As is well known, Christmas Day (today) commemorates the birth of Jesus Christ and is a religious and cultural celebration among billions of people around the world. This religious celebration prompted me to begin posts, which today and in the future will be chapters from a book I have written about the Separation of American government and religion. Historians, religious scholars, and others will be familiar with much of this information. Nevertheless, many “everyday folks” seldom study the historical and religious issues surrounding the separation of church and state. So I’m beginning with a portion of Chapter 1 (to be continued) with other chapters of my book to follow.
Chapter 1: What Is Religious Liberty?
Amish, Buddhists, Catholics, Episcopalians, Jehovah’s Witnesses, Jews, Hindus, Latter Day Saints, Lutherans, Methodists, Muslims, Presbyterians, Quakers, Sikhs, Universalists…you could fill a page with all the diverse religious and spiritual groups in the United States. Most Americans (75 percent) identify as Christians of various denominations such as Baptists, Methodists, and Presbyterians, according to Gallup polls. Whatever the religious group, its participants are free to adhere to and practice their beliefs, unless they endanger the public welfare. For example, congregants of a church in Kentucky believed in “taking up serpents,” claiming they were following biblical instructions that said “They shall take up serpents; and if they drink any deadly thing it shall not hurt them.” But authorities outlawed the use of rattlesnakes and copperheads in religious services because, obviously, the reptiles are poisonous and a danger to the health and safety of citizens.
This extreme example aside, religious liberty is protected by the First Amendment to the U.S. Constitution, which was adopted in 1791. It says: “Congress shall make no law respecting an establishment of religion, or prohibiting the free exercise thereof; or abridging the freedom of speech, or of the press; or the right of people to peacefully assemble and to petition the Government for redress of grievances.” This means that unlike some other countries that support a state or national religion, the U.S. government cannot sanction or favor one religion over another. The amendment protects not only religious liberty but also people’s right to express themselves without being intimidated by the government.
Yet that was not the case before the founding of the nation and its Constitution. Early American colonists and settlers of the 1600s had different ideas about religious liberty. When Europeans first settled in North America (what was then called the New World), they sought religious freedom, but they did not allow that freedom for all.
In the first English colony of Virginia, founders set up an official church patterned after the state church of England. The King of England appointed church officials and Parliament (the legislature) set laws mandating religious doctrine and how people should worship. Called the Anglican Church, it later became known as the Protestant Episcopal, or simply Episcopal Church.
Colonial laws in Virginia required that people attend church, and pay taxes to support it. There were harsh penalties for those who did not abide by church teaching. If some colonists disagreed or wanted live by their chosen beliefs, they were banned from the colony or forced out.

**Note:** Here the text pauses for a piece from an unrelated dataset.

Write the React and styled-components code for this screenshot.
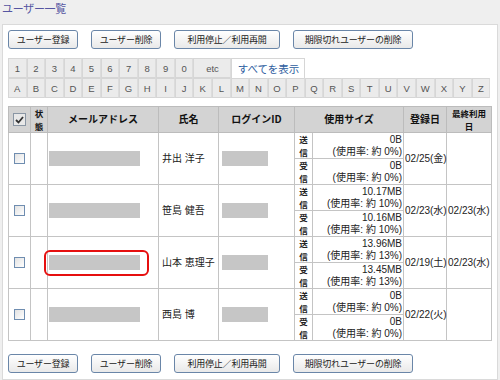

Not all people who emigrated from England wanted to maintain such close ties with the Anglican Church. While in their homeland, some groups had completely separated themselves from the Church of England and became known as separatists. Most separatists believed that they should live by biblical laws, not those decreed by a king and a state church. When England’s King James I threatened to force the separatists from the land unless they accepted the Church of England, dissenters tried to establish colonies in the Netherlands and then in the “New World.” These Pilgrims—literally travelers—sailed on the Mayflower in 1620 from England to found the Plymouth Colony at Plymouth, Massachusetts.
At first the Pilgrims allowed a fair amount of religious liberty in their colony. But the colony struggled to survive and eventually merged with and was influenced by its larger neighbor The Massachusetts Bay Colony. It was founded by Puritans, another English group of religious dissenters.
Puritans had efficiently set about to create a shining “city upon a hill,” that is, a nation governed by biblical codes. Rules covered not only church attendance but also clothing, the conduct of businesses, the education of children, and permissible types of recreation. Only members of the established religion—the Congregational Church—were allowed to vote in elections and membership in the church was limited to those whose beliefs and life styles conformed to church doctrines. In short, the Puritans believed that there should be close ties between religious and social practices and that the government should accommodate itself to the church, or the will of God.
The leaders of the Massachusetts Bay Colony strictly enforced church rules and harassed and drove out Catholics and members of such Protestant groups as Baptists and Quakers. Certainly non-conformists like Thomas Morton (1576-1647) were not welcome.